City-parish talks tax to fund police precinct
LAFAYETTE — The search for money to pay for enhanced police patrols downtown has sparked talk about a new tax for the area.
City-Parish Councilman Brandon Shelvin, who represents downtown, said he is exploring a possible property tax or other type of assessment on all businesses there to fund a new police precinct.
The tax could replace a controversial special security fee that had been charged only to downtown bars to help fund weekend police patrols along Jefferson Street.
“I think everybody should participate,” Shelvin said, arguing that police not only provide security for the bar crowds but also protect all businesses and property downtown.
Shelvin also said a new downtown precinct could offer better security in general for downtown and the surrounding neighborhoods, not just along Jefferson Street on weekend nights.
The Police Department spends about $500,000 a year on overtime for a special police detail that works the weekend bar crowds on Jefferson Street.
About half of that expense had been funded with a security fee assessed to bars in the area, but the council in April suspended the fee after several bar owners filed lawsuits challenging it.
Councilman Jay Castille said he is lukewarm to the idea of asking all businesses to chip in for the additional downtown police expense, considering the beefed up police presence is needed mainly because of the large weekend bar crowds.
If the bars are making money on those crowds, he said, then the bars should foot the bill for the Police Department to keep those crowds in check.
“I still feel that the bars should pay for the whole security detail,” Castille said.
Councilman William Theriot said he is reluctant to take a firm stance just yet on Shelvin’s idea, but he generally opposes any tax increase.
Theriot also suggested the Downtown Development Authority do more to support the police patrols with revenue from a special property tax already collected from businesses there.
All downtown businesses now pay an extra 10.91-mill property tax that generates about $350,000 a year, said Downtown Development Authority Executive Director Cathy Webre.
She said the money is used for staff, economic and cultural development initiatives, cleanups and a $55,000 payment to the Sheriff’s Office for security services above and beyond what the Police Department offers.
Even if those programs were scrapped, the $350,000 in annual revenue is not enough to pay the Police Department’s current overtime expense for the weekend bar detail.
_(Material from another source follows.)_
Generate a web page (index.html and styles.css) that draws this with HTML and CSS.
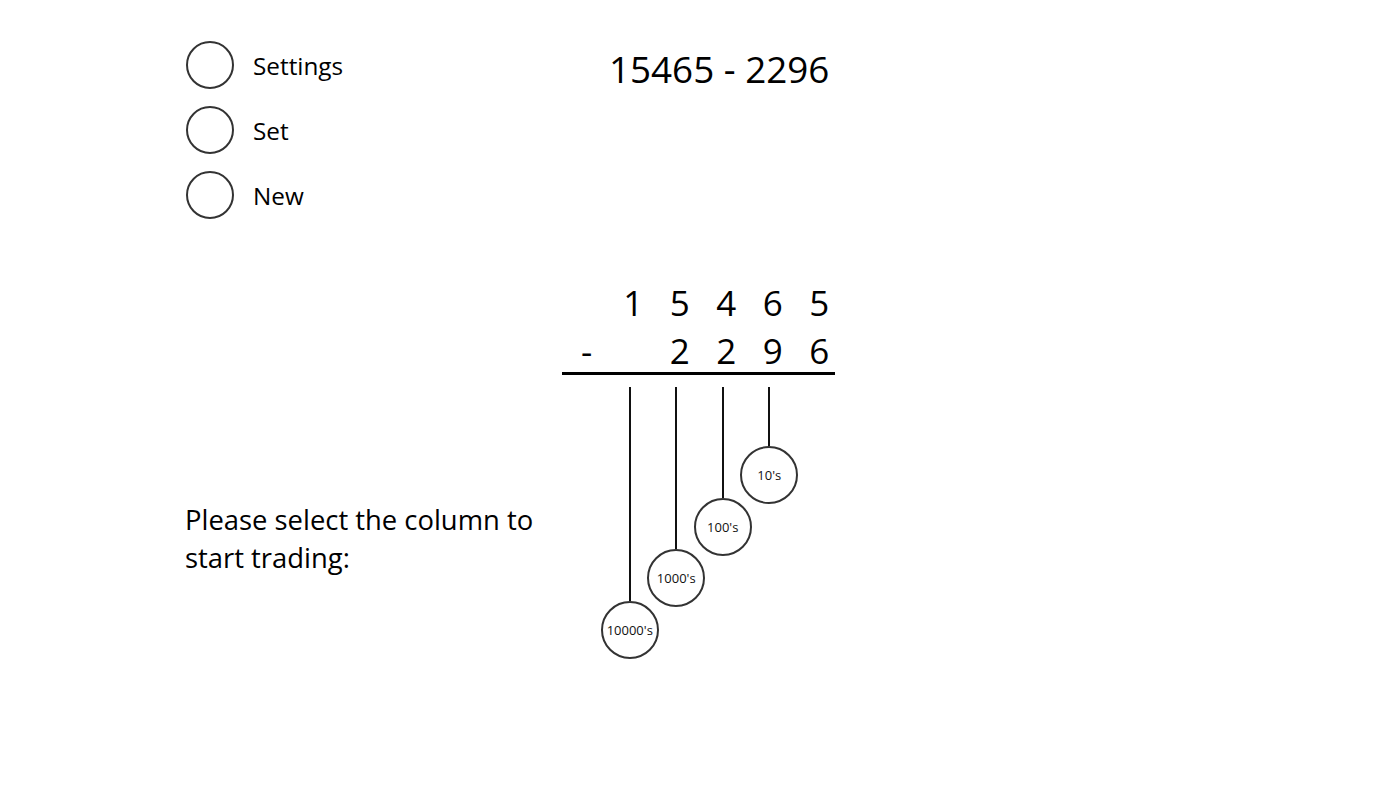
FILE: index.html
```html
<!DOCTYPE html>
<html lang="en">
<head>
    <meta charset="UTF-8">
    <title>Subtraction - Trading</title>
    <link rel="stylesheet" href="styles.css">
</head>
<body>
    <div class="page">
        <div class="top">
            <div class="menu">
                <div class="menu-item"><span class="round-btn"></span><span class="menu-label">Settings</span></div>
                <div class="menu-item"><span class="round-btn"></span><span class="menu-label">Set</span></div>
                <div class="menu-item"><span class="round-btn"></span><span class="menu-label">New</span></div>
            </div>
            <div class="title">15465 - 2296</div>
        </div>

        <div class="work">
            <p class="prompt">Please select the column to start trading:</p>

            <div class="sum">
                <div class="row">
                    <span></span><span>1</span><span>5</span><span>4</span><span>6</span><span>5</span>
                </div>
                <div class="row">
                    <span>-</span><span></span><span>2</span><span>2</span><span>9</span><span>6</span>
                </div>
                <div class="rule"></div>

                <div class="columns">
                    <span></span>
                    <div class="pend p10000"><span class="string"></span><button class="bob">10000's</button></div>
                    <div class="pend p1000"><span class="string"></span><button class="bob">1000's</button></div>
                    <div class="pend p100"><span class="string"></span><button class="bob">100's</button></div>
                    <div class="pend p10"><span class="string"></span><button class="bob">10's</button></div>
                </div>
            </div>
        </div>
    </div>
</body>
</html>
```

FILE: styles.css
```css
body {
    margin: 0;
    font-family: 'Open Sans', 'Noto Sans', sans-serif;
    color: #000000;
    background-color: #ffffff;
}

.page {
    padding: 41px 0 0 185px;
}

.top {
    display: flex;
}

.menu {
    width: 424px;
    display: flex;
    flex-direction: column;
    gap: 17px;
}

.menu-item {
    display: flex;
    align-items: center;
    gap: 19px;
}

.round-btn {
    width: 44px;
    height: 44px;
    margin-left: 1px;
    border: 2px solid #333333;
    border-radius: 50%;
}

.menu-label {
    font-size: 24.3px;
}

.title {
    font-size: 36.8px;
    line-height: 48px;
    margin-top: 4px;
}

.work {
    display: flex;
    margin-top: 60px;
}

.prompt {
    width: 377px;
    margin: 222px 0 0 0;
    font-size: 27.4px;
    line-height: 38px;
}

.sum {
    width: 273px;
}

.row,
.columns {
    display: grid;
    grid-template-columns: repeat(6, 46.5px);
}

.row span {
    text-align: center;
    font-size: 35px;
    line-height: 48px;
    padding-left: 3px;
}

.rule {
    height: 3px;
    margin-top: -3px;
    background-color: #000000;
}

.columns {
    margin-top: 12px;
}

.pend {
    display: flex;
    flex-direction: column;
    align-items: center;
    padding-right: 4px;
}

.string {
    width: 2px;
    background-color: #111111;
}

.p10 .string { height: 59px; }
.p100 .string { height: 111px; }
.p1000 .string { height: 162px; }
.p10000 .string { height: 214px; }

.bob {
    flex: none;
    width: 58px;
    height: 58px;
    padding: 0;
    border: 2px solid #333333;
    border-radius: 50%;
    background-color: #ffffff;
    font-family: 'Open Sans', 'Noto Sans', sans-serif;
    font-size: 13px;
    color: #111111;
    cursor: pointer;
}
```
Webre said she hopes any discussions about a possible new tax would be made in collaboration with the downtown community.
“It’s a timely opportunity for everybody to get back together and look at the big picture,” she said.
The council imposed the bar fee in 2009.
The overtime expense has been hovering around $500,000 a year, and bar owners balked as their security fees steadily climbed, rising to $150 per month for smaller bars to $5,000 per month for larger bars.
Seven bars filed lawsuits earlier this year seeking to repeal the fee, arguing it improperly singles out one group of businesses to pay for a standard public service.
The suspension of the bar security fee leaves a budget gap for the downtown detail that could be tough to fill, considering the city-parish administration estimates next year’s budget will have to be $5 million leaner than this year’s because revenues are not keeping pace with expenses.
Police Chief Jim Craft told council members last week he is planning to trim about $100,000 from the downtown detail’s annual expense, dropping from $500,000 to less than $400,000.
“We reached a point where we were forced to scale back the operation,” the chief said.
If there is no tax or special bar fee in place, city-parish government still needs to find the money to allow the police to keep order in an area where thousands of bar patrons descend each weekend, Castille said.
The councilman said he fears that drunken arguments could quickly escalate if police officers are not downtown to keep the peace.
“We are going to have to find some funding,” he said. “If we don’t have that police presence to prevent that, we are going to lose some lives down there.”